Leaving methodological issues to one side, arguably the 2 per cent assessment only provides a limited representation of countries’ defence capabilities and commitments. Beyond the 2 per cent defence spending target, it is worth noting that in absolute numbers, real-terms defence spending did increase across European Nato member states in 2017 (going up from US $255bn in 2016 to US $264bn in 2017, or a real-terms growth of 3.7 per cent).

However, these rising numbers do not necessarily guarantee that spending will be efficiently applied in order to generate increased military capability. For instance, military pensions accounted for over 33 per cent of the defence budget in Belgium (US $4.3bn) and Portugal (US $2.4bn) and 24 per cent of the total French defence budget (US $48.6bn) in 2017. Conversely, defence-related research and development (R&D), which should help prepare armed forces for current and future challenges, did not receive such high priority. While France and the UK each spend several billions on such investment, other European states do not dedicate significant portions of their budget to R&D, even those countries with a large defence-industrial base such as Germany or Sweden. For instance, in 2016 Germany spent US $910m on defence R&D, less than three major international defence firms, namely BAE Systems (US$1.6bn), Boeing (US $1.4bn) and Lockheed Martin (US $988m).

In light of this, recent European Union initiatives relating to defence R&D appear all the more important in helping states to spend smarter.
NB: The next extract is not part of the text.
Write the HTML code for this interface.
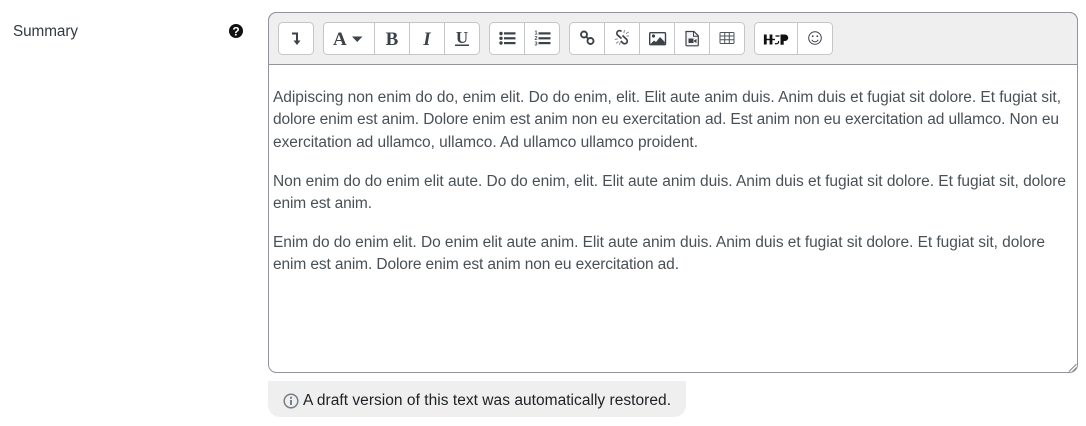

The 25 out of 27 EU member states who joined the Permanent Structured Cooperation (PESCO) framework last year have agreed to “ambitious and more binding common commitments.” This includes a “successive medium-term increase in defence investment expenditure to 20 per cent of total defence spending” and “increasing the share of expenditure allocated to defence research and technology with a view to nearing the 2 per cent of total defence spending.”

These commitments strengthen the already existing collective benchmarks defined by the member states of the European Defence Agency. The sharpened focus on defence R&D is even more visible in one of the other key defence initiatives set out by the EU in 2017, the European Defence Fund (EDF). Once the EDF is in full force, after 2020, the common EU budget fund for defence R&D should rise to about to €500m (US $564m) per annum. While this amount is relatively modest, it should allow for the pooling of resources, reduce duplication costs and increase cooperation among member states in an area that remains crucial to the generation of future European defence capabilities.